Let me start by saying compassion is not feeling sorry for someone.  When you apply this to yourself, you will see that you do not want people to feel sorry for you, so don’t do it to others, it takes away yours and their power.  Compassion is about acknowledging suffering and pain but having faith that everything in the Universe is playing out as it needs to.  It is about feeling empathy but understanding that each person is responsible for themselves, their decisions, their circumstances and their reactions to whatever life gives them.  I always feel that the best gift you can give someone who is struggling or in pain is to believe in them.  To honor them with love and caring but know that ultimately they are on their own path.

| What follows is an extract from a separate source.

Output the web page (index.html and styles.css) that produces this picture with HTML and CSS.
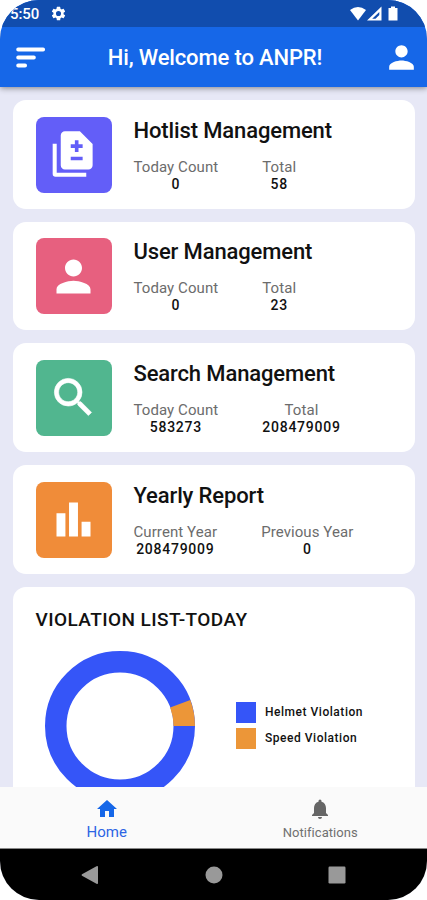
FILE: index.html
```html
<!DOCTYPE html>
<html lang="en">
<head>
<meta charset="utf-8">
<title>ANPR</title>
<link rel="stylesheet" href="styles.css">
</head>
<body>
<div class="phone">
  <header>
    <div class="status">
      <span class="clock">5:50</span>
      <svg class="gear" viewBox="0 0 24 24"><path d="M19.14 12.94c.04-.3.06-.61.06-.94s-.02-.64-.07-.94l2.03-1.58a.49.49 0 0 0 .12-.61l-1.92-3.32a.49.49 0 0 0-.59-.22l-2.39.96a7 7 0 0 0-1.62-.94l-.36-2.54a.48.48 0 0 0-.48-.41h-3.84a.47.47 0 0 0-.47.41l-.36 2.54c-.59.24-1.13.57-1.62.94l-2.39-.96a.48.48 0 0 0-.59.22L2.74 8.87a.47.47 0 0 0 .12.61l2.03 1.58a7 7 0 0 0 0 1.88l-2.03 1.58a.49.49 0 0 0-.12.61l1.92 3.32c.12.22.37.29.59.22l2.39-.96c.5.38 1.03.7 1.62.94l.36 2.54c.05.24.24.41.48.41h3.84c.24 0 .44-.17.47-.41l.36-2.54a7 7 0 0 0 1.62-.94l2.39.96c.22.08.47 0 .59-.22l1.92-3.32a.47.47 0 0 0-.12-.61zM12 15.6A3.6 3.6 0 1 1 12 8.400a3.600 3.600 0 0 1 0 7.200z"/></svg>
      <svg class="signals" viewBox="0 0 49 16"><path d="M0 4Q8-2 16 4L8 14.500z"/><path fill-rule="evenodd" d="M31.500 .500v14H17zM29.300 6L22.200 12.800h3.300L29.300 9z"/><path d="M41 .500h4v1.500h2.500v12.500h-9V2H41z"/></svg>
    </div>
    <div class="appbar">
      <svg class="menu" viewBox="0 0 24 24"><g stroke="#fff" stroke-width="2.500" stroke-linecap="round"><path d="M4 6.800h16.200M4 12h10.200M4 17.200h4.500"/></g></svg>
      <h1>Hi, Welcome to ANPR!</h1>
      <svg class="account" viewBox="0 0 24 24"><path d="M12 12c2.210 0 4-1.790 4-4s-1.790-4-4-4-4 1.790-4 4 1.790 4 4 4zm0 2c-2.670 0-8 1.340-8 4v2h16v-2c0-2.660-5.330-4-8-4z"/></svg>
    </div>
  </header>
  <main>
    <section class="card">
      <div class="tile violet"><svg viewBox="0 0 24 24"><path d="M18 22.500H3.500c-.800 0-1.300-.500-1.300-1.300V6.900h1.900v13.700H18zM15 1H8c-1.100 0-2 .900-2 2v14c0 1.100.900 2 2 2h11c1.100 0 2-.900 2-2V7zm1.300 13.700h-5.600v-1.700h5.600zm0-5.800h-1.950v1.950h-1.700V8.900H10.700V7.200h1.950V5.250h1.700V7.200h1.950z"/></svg></div>
      <div class="info"><h2>Hotlist Management</h2>
        <div class="stats"><div><span>Today Count</span><b>0</b></div><div><span>Total</span><b>58</b></div></div></div>
    </section>
    <section class="card">
      <div class="tile pink"><svg viewBox="0 0 24 24"><path d="M12 12c2.210 0 4-1.790 4-4s-1.790-4-4-4-4 1.790-4 4 1.790 4 4 4zm0 2c-2.670 0-8 1.340-8 4v2h16v-2c0-2.660-5.330-4-8-4z"/></svg></div>
      <div class="info"><h2>User Management</h2>
        <div class="stats"><div><span>Today Count</span><b>0</b></div><div><span>Total</span><b>23</b></div></div></div>
    </section>
    <section class="card">
      <div class="tile green"><svg viewBox="0 0 24 24"><path stroke="#fff" stroke-width=".3" d="M15.500 14h-.790l-.280-.270A6.471 6.471 0 0 0 16 9.500 6.500 6.500 0 1 0 9.500 16c1.610 0 3.090-.590 4.230-1.570l.270.280v.790l5 4.990L20.490 19l-4.990-5zm-6 0C7.010 14 5 11.990 5 9.500S7.010 5 9.500 5 14 7.010 14 9.500 11.990 14 9.500 14z"/></svg></div>
      <div class="info"><h2>Search Management</h2>
        <div class="stats"><div><span>Today Count</span><b>583273</b></div><div><span>Total</span><b>208479009</b></div></div></div>
    </section>
    <section class="card">
      <div class="tile orange"><svg viewBox="0 0 24 24"><path d="M4 9h4.200v11H4zM15.800 13H20v7h-4.200zM9.900 4h4.200v16H9.900z"/></svg></div>
      <div class="info"><h2>Yearly Report</h2>
        <div class="stats"><div><span>Current Year</span><b>208479009</b></div><div><span>Previous Year</span><b>0</b></div></div></div>
    </section>
    <section class="card chart">
      <h3>VIOLATION LIST-TODAY</h3>
      <div class="plot">
        <svg class="donut" viewBox="-75 -75 150 150"><circle r="64.250" fill="none" stroke="#3555f8" stroke-width="21.500"/><path fill="#ec9638" d="M53.500 0H75A75 75 0 0 0 70.340-26.020L50.180-18.560A53.500 53.500 0 0 1 53.500 0z"/></svg>
        <ul><li><i class="helmet"></i>Helmet Violation</li><li><i class="speed"></i>Speed Violation</li></ul>
      </div>
    </section>
  </main>
  <nav class="tabs">
    <a class="active"><svg viewBox="0 0 24 24"><path d="M10 20v-6h4v6h5v-8h3L12 3 2 12h3v8z"/></svg><span>Home</span></a>
    <a class="alerts"><svg viewBox="0 0 24 24"><path d="M12 22c1.100 0 2-.900 2-2h-4c0 1.100.900 2 2 2zm6-6v-5c0-3.070-1.630-5.640-4.500-6.320V4a1.500 1.500 0 0 0-3 0v.680C7.640 5.360 6 7.920 6 11v5l-2 2v1h16v-1z"/></svg><span>Notifications</span></a>
  </nav>
  <footer>
    <svg viewBox="0 0 18 20"><path d="M1 9.200Q0 10 1 10.800L15.500 18.800Q17 19.400 17 18V2Q17 .600 15.500 1.200z"/></svg>
    <svg viewBox="0 0 18 20"><circle cx="9" cy="10" r="8.500"/></svg>
    <svg viewBox="0 0 18 20"><rect x=".5" y="1.500" width="17" height="17" rx="1.200"/></svg>
  </footer>
</div>
</body>
</html>
```
FILE: styles.css
```css
* { box-sizing: border-box; margin: 0; padding: 0; }
body { background: #fff; font-family: Roboto, sans-serif; }
svg { display: block; fill: #fff; flex: none; }
.phone { width: 427px; height: 900px; border-radius: 39px; overflow: hidden; background: #e7e8f6; display: flex; flex-direction: column; }
header { flex: none; color: #fff; background: #1667e8; box-shadow: 0 1px 6px rgba(0,0,0,.45); z-index: 1; }
.status { height: 27px; background: #114dae; display: flex; align-items: center; padding: 0 28px 0 10px; }
.clock { font-size: 15px; font-weight: 500; width: 40px; letter-spacing: -.1px; }
.gear { width: 17px; height: 17px; }
.signals { width: 49px; height: 16px; margin-left: auto; }
.appbar { height: 60px; display: flex; align-items: center; justify-content: space-between; padding: 0 7px 0 12px; }
.menu, .account { width: 37px; height: 37px; }
h1 { font-size: 22px; font-weight: 500; line-height: 28px; margin: 2px 2px 0 0; letter-spacing: -.14px; }
main { flex: 1; min-height: 0; overflow: hidden; display: flex; flex-direction: column; gap: 13px; padding: 13.300px 12.500px 0 13px; }
.card { flex: none; height: 108.600px; background: #fff; border-radius: 13px; display: flex; padding: 16.500px 22.500px; gap: 22px; }
.tile { flex: none; width: 76px; height: 76px; border-radius: 8px; display: flex; align-items: center; justify-content: center; }
.tile svg { width: 51px; height: 51px; }
.violet { background: #635ef8; }
.pink { background: #e7607f; }
.green { background: #51b68f; }
.orange { background: #f08c39; }
h2 { font-size: 22px; font-weight: 500; line-height: 26px; padding-top: 1px; color: #111; letter-spacing: -.13px; white-space: nowrap; }
.stats { display: flex; gap: 44px; margin-top: 15px; }
.stats div { display: flex; flex-direction: column; align-items: center; }
.stats span { font-size: 15px; line-height: 17px; color: #6c6c6c; letter-spacing: .08px; white-space: nowrap; }
.stats b { font-size: 14px; line-height: 17px; font-weight: 500; color: #111; letter-spacing: .75px; }
.chart { height: 300px; flex-direction: column; gap: 0; padding-top: 20px; }
h3 { font-size: 19px; font-weight: 500; line-height: 26px; color: #111; letter-spacing: .42px; }
.plot { display: flex; align-items: center; gap: 41px; padding: 18px 0 0 9.500px; }
.donut { width: 150px; height: 150px; }
ul { list-style: none; display: flex; flex-direction: column; gap: 5px; }
li { display: flex; align-items: center; gap: 9px; font-size: 12px; font-weight: 500; line-height: 21px; color: #111; letter-spacing: .53px; white-space: nowrap; }
li i { width: 20px; height: 21px; }
.helmet { background: #3555f8; }
.speed { background: #ec9638; }
.tabs { flex: none; height: 62px; background: #fafafa; border-bottom: 1px solid #888; display: flex; }
.tabs a { flex: 1; display: flex; flex-direction: column; align-items: center; padding-top: 10px; color: #707070; }
.tabs svg { width: 24px; height: 24px; fill: #666; }
.tabs span { font-size: 13px; line-height: 18px; letter-spacing: .05px; margin-top: 3px; }
.tabs .active { color: #2c65e4; }
.tabs .active svg { fill: #1667e8; }
.tabs .active span { font-size: 15px; margin-top: 2px; }
footer { flex: none; height: 51px; background: #000; display: flex; justify-content: space-between; align-items: center; padding: 0 81px; }
footer svg { width: 18px; height: 20px; fill: #999; }
```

So now, as you read these words its time to start applying it to ourselves.  Are we able to say and show ourselves this same compassion?  Are we able to say “everything is as it should be”? Do we believe in ourselves enough to know that we can handle whatever life throws our way? Can we have empathy for ourselves and understand that we are doing the best we can with what we know at this moment? Can we sit with our own pain, real and imagined and not become a victim? OR Are we blaming someone or something for all of the problems in our life? Have we lost faith in ourselves and our beliefs? Are we self protecting by judging or trying to “fix it”?  Its time to start giving the same compassion we seem to so easily give to others to ourselves!! To accept ourselves for the beautiful souls that we are, to understand that we are doing the best we can with what we know right now and have faith that everything will work out just as it needs to. Today, tomorrow and forever. . . Honor yourself with compassion.

1 comment:

  1. Beautifully written and a great lesson! thanks for reminding me to be kind and forgiving to myself not just to others.